Tahun 2007-2008, ketika saya hamil anak pertama, saya pernah tidak berani pulang jika suami saya belum pulang karena ada seseorang di rumah, sebut saja Paijan, yang akan meminjam sepeda motor saya untuk mengunjungi pacarnya yang bernama Painem di Mojosongo. Saya kadang pergi ke tempat kos saya dulu ketika masih kuliah dan ada di sana sampai sore. Sekedar info, sepeda motor saya kredit dan dibayari bapak saya. Bapak saya membelinya agar saya bisa mengajar sore (ngelesi) dengan mudah, bukan untuk dipinjamkan pada siapapun, apalagi si Paijan. Apalagi untuk pacaran.

Awalnya satu kali, dua kali, saya tidak bermasalah ketika sepeda saya dipinjam. Tapi, setelah menjadi kebiasaan rutin, saya mulai merasa jengkel. Apalagi, jika saya protes kepada Mas Terbaik, suami saya, dia malah marah pada saya & meminta saya tidak protes padanya karena bukan Mas Terbaik yang meminjam, melainkan orang lain. Saya, yang hanya sendiri, tidak punya bala bantuan, & jauh dari keluarga, tentu saja sangat sakit hati.

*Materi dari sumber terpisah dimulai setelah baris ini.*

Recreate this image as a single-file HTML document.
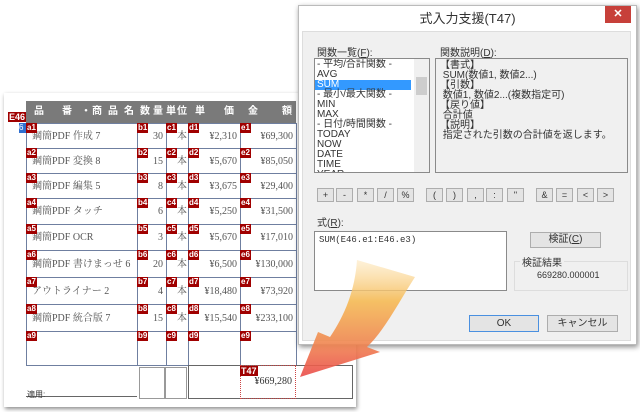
<!DOCTYPE html>
<html><head><meta charset="utf-8"><style>
*{margin:0;padding:0;box-sizing:border-box}
body{width:640px;height:412px;background:#fff;position:relative;overflow:hidden;font-family:"Liberation Sans","Noto Sans CJK JP",sans-serif;font-size:10px;color:#333}
.a{position:absolute}
.doc{left:4px;top:93px;width:352px;height:314px;background:#fff;box-shadow:1px 2px 4px rgba(0,0,0,.45)}
.hdr{left:26px;top:101px;width:270px;height:22px;background:#7a7a7a;color:#fff;font-weight:bold;font-size:10px;line-height:22px;white-space:nowrap}
.hdr span{position:absolute}
.cell{position:absolute;border:1px solid #6f7fa0;background:#fff;font-family:"Liberation Serif","Noto Serif CJK SC",serif;font-size:10px;color:#555}
.tag{position:absolute;background:#a00000;color:#fff;font-size:8px;font-weight:bold;line-height:10px;padding:0 1px;font-family:"Liberation Sans",sans-serif}
.r{text-align:right;padding-right:3px}
.dlg{left:298px;top:5px;width:339px;height:340px;background:#fff;border:1px solid #bbb;box-shadow:1px 2px 5px rgba(0,0,0,.45)}
.inner{left:302px;top:31px;width:329px;height:310px;background:#f0f0f0;border:1px solid #ddd}
.box{background:#fff;border:1px solid #8a8a8a;position:absolute}
.btn{position:absolute;background:#e4e4e4;border:1px solid #adadad;text-align:center;font-size:9px;color:#333}
.op{top:188px;width:17px;height:14px;line-height:12px}
</style></head><body>
<div class="a doc"></div>
<div class="a hdr"><span style="left:8px">品</span><span style="left:36px">番</span><span style="left:55px">・</span><span style="left:66px">商</span><span style="left:82px">品</span><span style="left:98px">名</span><span style="left:114px">数</span><span style="left:127px">量</span><span style="left:140px">単</span><span style="left:151px">位</span><span style="left:169px">単</span><span style="left:198px">価</span><span style="left:222px">金</span><span style="left:256px">額</span></div>
<div class="tag" style="left:8px;top:112px;font-size:9px">E46</div>
<div class="a" style="left:19px;top:123px;width:7px;height:10px;background:#2f6fd0;color:#fff;font-size:8px;line-height:10px">6</div>
<div id="rows"></div>
<script>
const data=[["鋼簡PDF 作成 7","30","¥2,310","¥69,300"],["鋼簡PDF 変換 8","15","¥5,670","¥85,050"],["鋼簡PDF 編集 5","8","¥3,675","¥29,400"],["鋼簡PDF タッチ","6","¥5,250","¥31,500"],["鋼簡PDF OCR","3","¥5,670","¥17,010"],["鋼簡PDF 書けまっせ 6","20","¥6,500","¥130,000"],["アウトライナー 2","4","¥18,480","¥73,920"],["鋼簡PDF 統合版 7","15","¥15,540","¥233,100"],["","","",""]];
const cols=[[26,111],[137,29],[166,22],[188,52],[240,56]];const L="abcde";
let h="";const tops=[123,148,173,198,224,250,277,304,331];
data.forEach((d,i)=>{const t=tops[i],ht=(i==8?34:(tops[i+1]-t));
const txt=[d[0],d[1],d[0]?"本":"",d[2],d[3]];
cols.forEach((c,j)=>{h+=`<div class="cell ${j==0||j==2?'':'r'}" style="left:${c[0]}px;top:${t}px;width:${c[1]+1}px;height:${ht+1}px;line-height:${ht}px;padding-left:${j==0?5:(j==2?10:0)}px">${txt[j]}</div><div class="tag" style="left:${c[0]}px;top:${t}px">${L[j]}${i+1}</div>`;});});
document.getElementById("rows").innerHTML=h;
</script>
<div class="a" style="left:26px;top:396px;width:111px;border-top:1px solid #666"></div>
<div class="a" style="left:27px;top:389px;font-size:8px">適用:</div>
<div class="a" style="left:139px;top:367px;width:26px;height:32px;border:1px solid #999"></div>
<div class="a" style="left:165px;top:367px;width:22px;height:32px;border:1px solid #999"></div>
<div class="a" style="left:188px;top:365px;width:165px;height:34px;border:1px solid #666"></div>
<div class="a" style="left:240px;top:365px;width:56px;height:34px;border:1px dotted #c44;font-family:'Liberation Serif',serif;text-align:right;padding:10px 3px 0 0;font-size:10px">¥669,280</div>
<div class="tag" style="left:240px;top:366px;font-size:9px">T47</div>

<div class="a dlg"></div>
<div class="a" style="left:298px;top:8px;width:339px;text-align:center;font-size:13px;color:#333">式入力支援(T47)</div>
<div class="a" style="left:605px;top:6px;width:26px;height:17px;background:#c7403a;color:#fff;text-align:center;font-weight:bold;font-size:11px;line-height:17px">✕</div>
<div class="a inner"></div>
<div class="a" style="left:317px;top:44px;font-size:10px">関数一覧(<u>F</u>):</div>
<div class="a" style="left:440px;top:44px;font-size:10px">関数説明(<u>D</u>):</div>
<div class="box" style="left:314px;top:58px;width:116px;height:115px;overflow:hidden;font-size:10px;line-height:10px;padding:1px 2px;color:#333">
- 平均/合計関数 -<br>AVG<br><span style="display:block;background:#3399ff;color:#fff;margin:0 16px 0 -2px;padding-left:2px">SUM</span>- 最小/最大関数 -<br>MIN<br>MAX<br>- 日付/時間関数 -<br>TODAY<br>NOW<br>DATE<br>TIME<br>YEAR
<div class="a" style="right:0;top:0;width:15px;height:113px;background:#f0f0f0"></div>
<div class="a" style="right:2px;top:18px;width:11px;height:18px;background:#cdcdcd"></div>
</div>
<div class="box" style="left:435px;top:58px;width:193px;height:115px;background:#f0f0f0;font-size:10px;line-height:10px;padding:2px 4px">【書式】<br>&nbsp;SUM(数値1, 数値2...)<br>【引数】<br>&nbsp;数値1, 数値2...(複数指定可)<br>【戻り値】<br>&nbsp;合計値<br>【説明】<br>&nbsp;指定された引数の合計値を返します。</div>
<div class="btn op" style="left:317px">+</div><div class="btn op" style="left:336px">-</div><div class="btn op" style="left:357px">*</div><div class="btn op" style="left:377px">/</div><div class="btn op" style="left:397px">%</div>
<div class="btn op" style="left:426px">(</div><div class="btn op" style="left:446px">)</div><div class="btn op" style="left:467px">,</div><div class="btn op" style="left:486px">:</div><div class="btn op" style="left:507px">"</div>
<div class="btn op" style="left:536px">&amp;</div><div class="btn op" style="left:556px">=</div><div class="btn op" style="left:577px">&lt;</div><div class="btn op" style="left:597px">&gt;</div>
<div class="a" style="left:317px;top:214px;font-size:10px">式(<u>R</u>):</div>
<div class="box" style="left:314px;top:231px;width:193px;height:60px;font-family:'Liberation Mono',monospace;font-size:9px;padding:3px 4px">SUM(E46.e1:E46.e3)</div>
<div class="btn" style="left:530px;top:232px;width:71px;height:16px;line-height:14px;font-size:10px">検証(<u>C</u>)</div>
<div class="a" style="left:514px;top:261px;width:114px;height:30px;border:1px solid #ddd"></div>
<div class="a" style="left:520px;top:254px;background:#f0f0f0;padding:0 2px;font-size:10px">検証結果</div>
<div class="a" style="left:537px;top:270px;font-size:9px">669280.000001</div>
<div class="btn" style="left:469px;top:315px;width:70px;height:17px;line-height:15px;border-color:#4a90e0;font-size:10px">OK</div>
<div class="btn" style="left:547px;top:315px;width:71px;height:17px;line-height:15px;font-size:10px">キャンセル</div>

<svg class="a" style="left:0;top:0" width="640" height="412" viewBox="0 0 640 412">
<defs><linearGradient id="g" x1="0" y1="260" x2="0" y2="377" gradientUnits="userSpaceOnUse"><stop offset="0" stop-color="#fde6b8" stop-opacity=".6"/><stop offset="0.35" stop-color="#f6bb55"/><stop offset="0.7" stop-color="#f08850"/><stop offset="1" stop-color="#ea4a4a"/></linearGradient></defs>
<path d="M357 260 L415 277 C400 300 385 330 367 347 L380 352 L300 377 L318 332 L330 337 C345 315 355 290 357 260 Z" fill="url(#g)" opacity=".9"/>
</svg>
</body></html>
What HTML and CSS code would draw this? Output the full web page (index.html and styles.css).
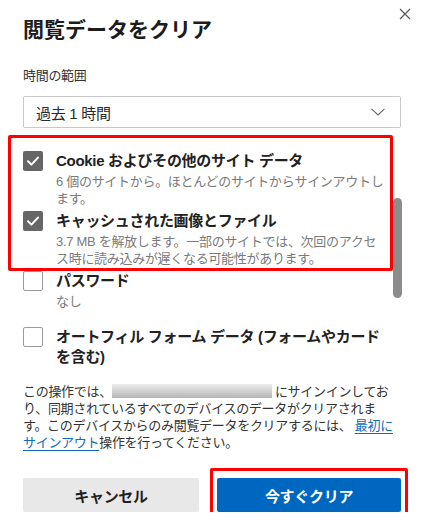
FILE: index.html
```html
<!DOCTYPE html>
<html lang="ja">
<head>
<meta charset="utf-8">
<title>閲覧データをクリア</title>
<link rel="stylesheet" href="styles.css">
</head>
<body>
<div class="dialog">
  <header class="dialog-header">
    <h1 class="dialog-title">閲覧データをクリア</h1>
    <button class="close-btn" aria-label="閉じる">
      <svg width="12" height="12" viewBox="0 0 12 12"><path d="M1 1 L11 11 M11 1 L1 11" stroke="#555" stroke-width="1.2" fill="none"/></svg>
    </button>
  </header>

  <div class="field-label">時間の範囲</div>
  <div class="select">
    <span class="select-value">過去 1 時間</span>
    <svg class="chevron" width="14" height="8" viewBox="0 0 14 8"><path d="M0.5 0.8 L7 7 L13.5 0.8" stroke="#666" stroke-width="1.1" fill="none"/></svg>
  </div>

  <div class="options">
    <div class="option">
      <span class="checkbox checked"><svg width="20" height="20" viewBox="0 0 20 20"><path d="M5 10.2 L8.4 13.6 L15 6.6" stroke="#fff" stroke-width="2" fill="none" stroke-linecap="round" stroke-linejoin="round"/></svg></span>
      <div class="option-text">
        <div class="option-title">Cookie およびその他のサイト データ</div>
        <div class="option-desc">6 個のサイトから。ほとんどのサイトからサインアウトし<br>ます。</div>
      </div>
    </div>
    <div class="option">
      <span class="checkbox checked"><svg width="20" height="20" viewBox="0 0 20 20"><path d="M5 10.2 L8.4 13.6 L15 6.6" stroke="#fff" stroke-width="2" fill="none" stroke-linecap="round" stroke-linejoin="round"/></svg></span>
      <div class="option-text">
        <div class="option-title">キャッシュされた画像とファイル</div>
        <div class="option-desc">3.7 MB を解放します。一部のサイトでは、次回のアクセ<br>ス時に読み込みが遅くなる可能性があります。</div>
      </div>
    </div>
    <div class="option">
      <span class="checkbox"></span>
      <div class="option-text">
        <div class="option-title">パスワード</div>
        <div class="option-desc">なし</div>
      </div>
    </div>
    <div class="option option-spaced">
      <span class="checkbox"></span>
      <div class="option-text">
        <div class="option-title">オートフィル フォーム データ (フォームやカード<br>を含む)</div>
      </div>
    </div>
    <div class="scroll-thumb"></div>
    <div class="highlight highlight-options"></div>
  </div>

  <p class="notice">この操作では、<span class="redacted"></span>にサインインしてお<br>り、同期されているすべてのデバイスのデータがクリアされま<br>す。このデバイスからのみ閲覧データをクリアするには、 <a class="link" href="#">最初に<br>サインアウト</a>操作を行ってください。</p>

  <div class="actions">
    <button class="btn btn-secondary">キャンセル</button>
    <div class="primary-wrap">
      <button class="btn btn-primary">今すぐクリア</button>
    </div>
  </div>
</div>
</body>
</html>
```

FILE: styles.css
```css
* { box-sizing: border-box; }

html, body {
  margin: 0;
  padding: 0;
  background: #fff;
}

body {
  font-family: "Liberation Sans", "Noto Sans CJK JP", sans-serif;
  color: #333;
  letter-spacing: -0.3px;
  text-spacing-trim: space-all;
}

.dialog {
  padding: 16px 21px 0 23px;
}

.dialog-header {
  display: flex;
  justify-content: space-between;
  align-items: flex-start;
  margin-right: -11px;
}

.dialog-title {
  margin: 0;
  font-size: 21px;
  line-height: 28px;
  font-weight: 700;
  color: #1c1c1c;
  letter-spacing: 0;
}

.close-btn {
  margin-top: -9px;
  width: 14px;
  height: 14px;
  padding: 1px;
  border: 0;
  background: none;
  display: flex;
  align-items: center;
  justify-content: center;
}

.field-label {
  margin-top: 23px;
  font-size: 13px;
  line-height: 18px;
  color: #333;
}

.select {
  margin-top: 11px;
  height: 32px;
  border: 1px solid #c8c8c8;
  border-radius: 2px;
  display: flex;
  align-items: center;
  justify-content: space-between;
  padding: 0 15px 0 12px;
}

.select-value {
  font-size: 15px;
  color: #2a2a2a;
}

.options {
  position: relative;
  margin-top: 23px;
  padding-right: 11px;
}

.option {
  display: grid;
  grid-template-columns: 20px 1fr;
  column-gap: 13px;
  margin-top: 4px;
}

.option:first-child { margin-top: 0; }
.option-spaced { margin-top: 17px; }

.checkbox {
  width: 20px;
  height: 20px;
  border: 1.5px solid #9a9a9a;
  border-radius: 2px;
  background: #fff;
  display: block;
}

.checkbox.checked {
  border: 0;
  background: #666;
}

.checkbox svg { display: block; }

.option-title {
  font-size: 15px;
  line-height: 20px;
  font-weight: 700;
  color: #222;
}

.option-desc {
  margin-top: 2px;
  font-size: 13px;
  line-height: 17px;
  color: #7a7a7a;
}

.scroll-thumb {
  position: absolute;
  right: -1px;
  top: 47px;
  width: 9px;
  height: 100px;
  border-radius: 5px;
  background: #8c8c8c;
}

.highlight {
  position: absolute;
  border: 3px solid #ff0000;
  pointer-events: none;
}

.highlight-options {
  left: -15px;
  top: -16px;
  width: 385px;
  height: 136px;
  border-radius: 2px;
}

.notice {
  margin: 16px 0 0;
  font-size: 13px;
  line-height: 17px;
  color: #333;
  white-space: nowrap;
}

.redacted {
  display: inline-block;
  vertical-align: top;
  margin-top: 1px;
  margin-right: 3px;
  width: 160px;
  height: 14px;
  background: linear-gradient(180deg, #ececec 0%, #cfcfcf 55%, #b4b4b4 100%);
}

.link {
  color: #0f6cbd;
  text-decoration: underline;
  text-underline-offset: 3px;
  text-decoration-thickness: 1px;
}

.actions {
  margin-top: 27px;
  display: grid;
  grid-template-columns: 176px 1fr;
  column-gap: 18px;
}

.btn {
  height: 34px;
  border: 0;
  border-radius: 2px;
  font-family: inherit;
  font-size: 15px;
  font-weight: 700;
  letter-spacing: -0.3px;
  cursor: pointer;
}

.btn-secondary {
  background: #e8e8e8;
  color: #1f1f1f;
}

.primary-wrap {
  position: relative;
  display: flex;
}

.primary-wrap .btn { flex: 1; }

.primary-wrap::after {
  content: "";
  position: absolute;
  left: -7px;
  right: -7px;
  top: -10px;
  bottom: -10px;
  border: 3px solid #ff0000;
  border-radius: 2px;
  pointer-events: none;
}

.btn-primary {
  background: #0067c0;
  color: #fff;
}
```
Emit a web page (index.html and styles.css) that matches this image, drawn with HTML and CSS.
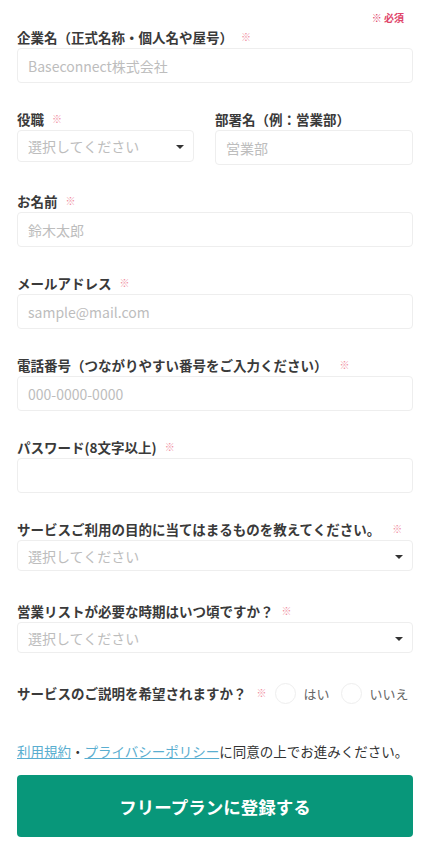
FILE: index.html
```html
<!DOCTYPE html>
<html lang="ja">

<head>
    <meta charset="UTF-8">
    <meta name="viewport" content="width=device-width, initial-scale=1.0">
    <title>無料登録</title>
    <link rel="stylesheet" href="styles.css">
</head>

<body>

    <form class="signup">
        <p class="note">※ 必須</p>

        <div class="field">
            <label class="label">企業名（正式名称・個人名や屋号）<span class="req">※</span></label>
            <input class="input" type="text" placeholder="Baseconnect株式会社">
        </div>

        <div class="field row">
            <div>
                <label class="label">役職<span class="req">※</span></label>
                <div class="select small">
                    <select>
                        <option>選択してください</option>
                    </select>
                </div>
            </div>
            <div>
                <label class="label">部署名（例：営業部）</label>
                <input class="input" type="text" placeholder="営業部">
            </div>
        </div>

        <div class="field">
            <label class="label">お名前<span class="req">※</span></label>
            <input class="input" type="text" placeholder="鈴木太郎">
        </div>

        <div class="field">
            <label class="label">メールアドレス<span class="req">※</span></label>
            <input class="input" type="email" placeholder="sample@mail.com">
        </div>

        <div class="field">
            <label class="label">電話番号（つながりやすい番号をご入力ください）<span class="req wide">※</span></label>
            <input class="input" type="tel" placeholder="000-0000-0000">
        </div>

        <div class="field">
            <label class="label">パスワード(8文字以上)<span class="req">※</span></label>
            <input class="input" type="password">
        </div>

        <div class="field">
            <label class="label">サービスご利用の目的に当てはまるものを教えてください。<span class="req wide">※</span></label>
            <div class="select">
                <select>
                    <option>選択してください</option>
                </select>
            </div>
        </div>

        <div class="field">
            <label class="label">営業リストが必要な時期はいつ頃ですか？<span class="req">※</span></label>
            <div class="select">
                <select>
                    <option>選択してください</option>
                </select>
            </div>
        </div>

        <div class="radio-row">
            <span class="label">サービスのご説明を希望されますか？<span class="req">※</span></span>
            <label class="radio"><input type="radio" name="explain"><span class="circle"></span>はい</label>
            <label class="radio"><input type="radio" name="explain"><span class="circle"></span>いいえ</label>
        </div>

        <p class="consent">
            <a href="#">利用規約</a>・<a href="#">プライバシーポリシー</a>に同意の上でお進みください。
        </p>

        <button class="submit" type="button">フリープランに登録する</button>
    </form>

</body>

</html>
```

FILE: styles.css
```css
body {
    margin: 0;
    background-color: #ffffff;
    color: #333333;
    font-family: "Noto Sans CJK JP", "Noto Sans", sans-serif;
}

.signup {
    padding: 0 17px;
}

.note {
    margin: 10px 9px 1px 0;
    text-align: right;
    font-size: 10px;
    line-height: 16px;
    font-weight: bold;
    color: #e0456a;
}

.field {
    margin-bottom: 26px;
}

.label {
    display: flex;
    align-items: center;
    height: 20px;
    margin-bottom: 1px;
    font-size: 13.5px;
    line-height: 20px;
    font-weight: bold;
    color: #3a3a3a;
    white-space: nowrap;
}

.req {
    margin-left: 8px;
    font-size: 10px;
    line-height: 10px;
    font-weight: normal;
    color: #ef8ea0;
}

.req.wide {
    margin-left: 12px;
}

.input,
.select select {
    box-sizing: border-box;
    width: 100%;
    height: 35px;
    padding: 0 10px;
    border: 1px solid #eeeeee;
    border-radius: 4px;
    background-color: #ffffff;
    font-family: inherit;
    font-size: 14px;
    color: #333333;
    outline: none;
}

.input::placeholder {
    color: #bdbdbd;
}

.row {
    display: grid;
    grid-template-columns: 177px 1fr;
    gap: 21px;
}

.select {
    position: relative;
}

.select select {
    height: 31px;
    margin-bottom: 4px;
    appearance: none;
    -webkit-appearance: none;
    color: #bdbdbd;
}

.select.small select {
    height: 32px;
    margin-bottom: 3px;
}

.select::after {
    content: "";
    position: absolute;
    right: 10px;
    top: 15px;
    border-left: 4px solid transparent;
    border-right: 4px solid transparent;
    border-top: 4px solid #333333;
}

.radio-row {
    display: flex;
    align-items: center;
    height: 24px;
    margin-top: -2px;
}

.radio-row .label {
    flex-shrink: 0;
    margin: 0 8px 0 0;
}

.radio-row .req {
    margin-left: 10px;
}

.radio {
    display: flex;
    align-items: center;
    flex-shrink: 0;
    margin-right: 11px;
    font-size: 13px;
    color: #666666;
    white-space: nowrap;
}

.radio input {
    display: none;
}

.circle {
    box-sizing: border-box;
    width: 21px;
    height: 21px;
    margin-right: 8px;
    border: 1px solid #eeeeee;
    border-radius: 50%;
}

.consent {
    margin: 36px 0 0;
    font-size: 13.5px;
    line-height: 20px;
    color: #333333;
}

.consent a {
    color: #5aaed0;
}

.submit {
    display: block;
    width: 100%;
    height: 62px;
    margin-top: 14px;
    border: none;
    border-radius: 4px;
    background-color: #08977a;
    color: #ffffff;
    font-family: inherit;
    font-size: 17.5px;
    font-weight: bold;
    cursor: pointer;
}
```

Pernah suatu ketika, Paijan sedang membawa sepeda saya dan bensinnya habis. Dia pulang & mengetuk pintu saya untuk minta uang bensin. Apakah dia meminta dengan sopan? Tidak. Dia dengan gaya khas terlalu PDnya berkata, "Mbak, bensinnya habis. Kasih uang. Masak aku yang beliin bensinnya. Nanti Mbak kan bisa bilang pada suami kalo tadi motor Mbak perlu bensin & aku yang minta". Sudah tidak tahu diri, tidak sopan, sok ngajari lagi, begitu batin saya. Tapi saya tidak berani menolak karena saya hanya seorang diri tanpa anggota keluarga di kota ini.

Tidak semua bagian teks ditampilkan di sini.